Implementing a successful outsourcing strategy involves careful planning and execution:

  • Define Clear Outsourcing Goals:
    Establish what your company aims to achieve with outsourcing, whether it’s cost reduction, accessing specialized expertise, or enhancing operational flexibility.
  • Identify Potential Outsourcing Functions:
    Assess which areas of your business could benefit most from outsourcing. This could include IT, customer service, logistics, or accounting functions.
  • Select the Right BPO Partner:
    Look for BPO firms that offer the required services and understand the unique challenges of operating in Alaska. Assess their track record, industry expertise, and client testimonials.
  • Perform Comprehensive Due Diligence:
    Before finalizing a partnership, thoroughly evaluate the BPO’s financial stability, operational security measures, compliance standards, and cultural fit with your company.
  • Start with Pilot Projects: Initially, engage in smaller, manageable projects to assess the BPO’s performance and ensure they meet your expectations before committing to larger-scale outsourcing.
  • Negotiate Transparent Contracts:
    Ensure contracts with BPOs are clear on deliverables, performance metrics, pricing, confidentiality, and exit strategies to protect your business interests.
  • Plan and Execute a Smooth Transition:
    Develop a detailed plan for transitioning the selected functions to the outsourcing partner, minimizing disruption to your operations and ensuring continuity for your customers.
  • Monitor Performance and Maintain Communication:
    Establish regular check-ins and performance reviews with your BPO partner to ensure ongoing alignment with your business goals and address any issues promptly.

4. Regulatory & Tax Considerations For Alaska-Based Organizations

While Alaska doesn’t have its own state income tax, businesses still need to comply with federal tax regulations.

Regarding labor laws, Alaska follows federal guidelines set by agencies like the Department of Labor (DOL) and the Occupational Safety and Health Administration (OSHA).
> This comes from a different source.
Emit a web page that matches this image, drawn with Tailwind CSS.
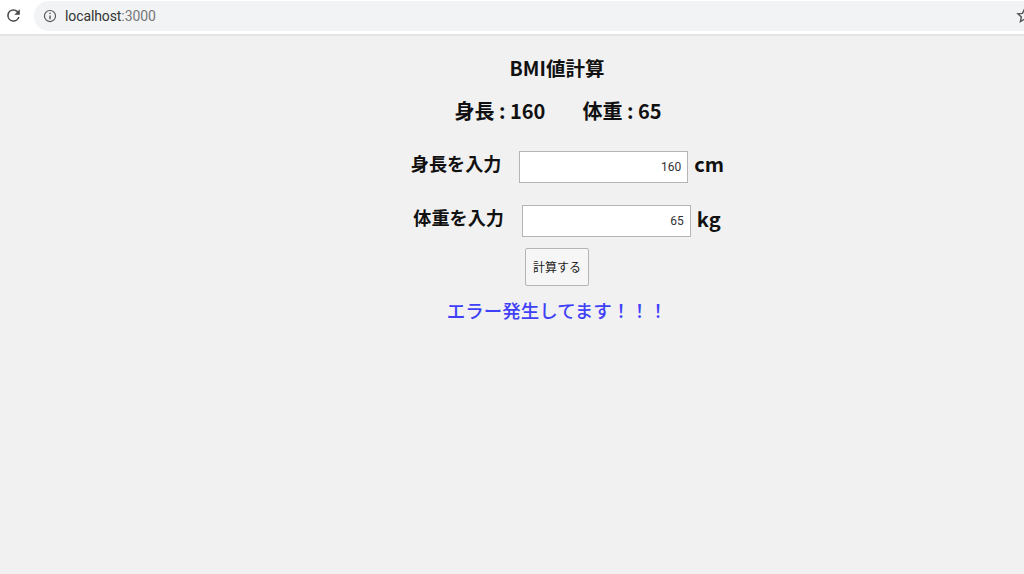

These laws cover areas such as minimum wage, overtime pay, workplace safety, and anti-discrimination policies. Additionally, businesses must adhere to federal regulations concerning employee benefits, including healthcare and retirement plans. It’s essential for Alaska-based businesses engaging in outsourcing to ensure compliance with these regulations to avoid legal issues and maintain ethical employment practices.

If you’re considering swapping in-house employees for outsourced talent and BPO partners, please be aware of the following:

In Alaska, labor laws regarding laying off staff generally follow federal guidelines set forth by agencies like the Department of Labor (DOL). Alaska is an “at-will” employment state, meaning employers can terminate employees for any reason as long as it’s not discriminatory or retaliatory. However, employers must comply with federal laws such as the Worker Adjustment and Retraining Notification (WARN) Act if laying off a large number of employees or closing a facility.

The WARN Act requires employers to provide advance notice of layoffs or plant closures, typically 60 days in advance, to affected employees and relevant government agencies. Additionally, Alaska employers must pay final wages to terminated employees promptly and adhere to any contractual agreements or collective bargaining agreements that may govern the layoff process. Overall, while Alaska allows considerable flexibility in laying off staff, employers must still navigate federal regulations and uphold ethical and legal standards throughout the process.


For companies in Alaska, strategic outsourcing offers a pathway to operational efficiency, global talent access, and enhanced focus on core business drivers. By carefully evaluating their outsourcing needs, choosing the right partners, and managing the relationship effectively, Alaska-based businesses can leverage outsourcing to overcome local challenges, capitalize on global opportunities, and achieve sustainable growth.